My Lords, does my noble friend agree that if a workfare scheme were introduced, that would help to cut down the amount of fraud in social security benefit payments?

Lord Henley

My Lords, I would rather not speculate on the subject of workfare. As my noble friend said earlier in some of his responses, it goes somewhat wide of the Question on the Order Paper.
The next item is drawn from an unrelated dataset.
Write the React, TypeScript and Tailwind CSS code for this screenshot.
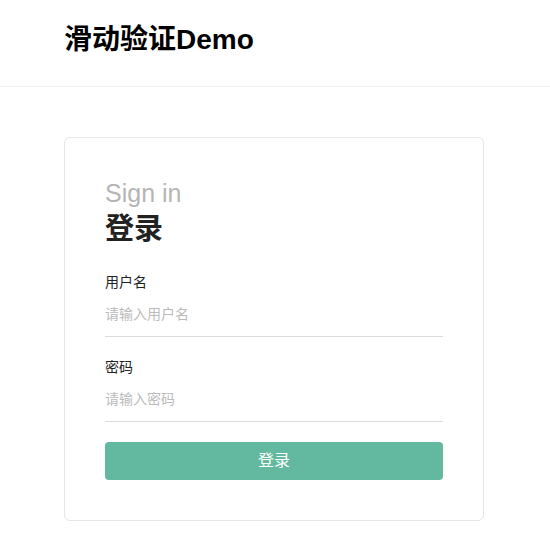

Baroness Hollis of Heigham

My Lords, we welcome the tone of the Minister's reply to the supplementary question of the noble Lord, Lord Benson. It was helpful. We on this side of the House certainly condemn fraud; it is clearly intolerable. However, does the Minister accept the recent findings of the National Audit Office that some 30 per cent. of sickness and maternity claims made by employers upon the DSS were found to contain monetary errors —that is, fraud—because the employer either claimed excessive sums or kept the payments that had been claimed and failed to pass them on to staff? I repeat that that happened in some 30 per cent. of cases. Will the Minister please crack down on employer fraud which plunders the taxpayer and denies sick and pregnant staff their financial rights?

Lord Henley

My Lords, I accept that there was some criticism of the department in the National Audit Office report. I would not like to comment in any detail on that in advance of my department appearing before the Public Accounts Committee. But the noble Baroness should, I think, have pointed out that the Comptroller and Auditor General did recognise that the department had already made considerable improvements and was working hard to improve oversight of the statutory sick pay and statutory maternity pay schemes. As regards the 30 per cent. error rates that the noble Baroness alleges, those error rates are not in fact representative. Checks were focused by my department—not by the NAO —on the employers considered more likely to make mistakes.

Lord Ashley of Stoke

My Lords, is the noble Lord aware that I welcome the fact that he evaded the question about workfare? However, now that it has been raised, will he tell the Prime Minister that, notwithstanding the support shown for the idea in this House, there would be very strong resistance if he tried to bring in any possible system involving cheap labour?

Lord Henley

My Lords, I am not aware that my right honourable friend the Prime Minister made any remarks about workfare. What my right honourable friend was talking about was keeping those who are unemployed and the long-term unemployed in touch with the labour market. We already have considerable schemes within social security to do just that.

Lord Jenkins of Putney

My Lords, now that the Minister has answered a question which is wide of that on the Order Paper, will he say how many times income tax fraud and other taxation frauds are in excess of the particular fraud which is referred to on the Order Paper? Is it 100 times or 1,000 times? How many times?

Lord Henley

My Lords, that is completely and utterly wide of the Question on the Order Paper, as was the question asked by the noble Lord's noble friend on the previous occasion when I dealt with questions about fraud. As I said on that occasion, Her Majesty's Government will continue to clamp down on fraud whether it be in the social security system or in taxation.

Lord Stoddart of Swindon

My Lords, does the noble Lord not agree that the best way of keeping the unemployed in touch with the labour market is to adopt economic and social policies that give them jobs?

Lord Henley

My Lords, the noble Lord is now going completely and utterly wide of the Question.

Lord Bruce of Donington

My Lords, I support the Minister's resolution to clamp down on fraud wherever it may occur, but will the Government bear in mind that the incidence of fraud depends to some extent on the social climate within the country as a whole and that, generally speaking, fraud is the only growth industry at the moment?

Lord Henley

My Lords, I reject the remarks of the noble Lord, but I certainly accept what he said about the social climate of the country. The only way we can win the battle against fraud is if we have the support of everyone in the country and if they let us know who is claiming benefits illegally.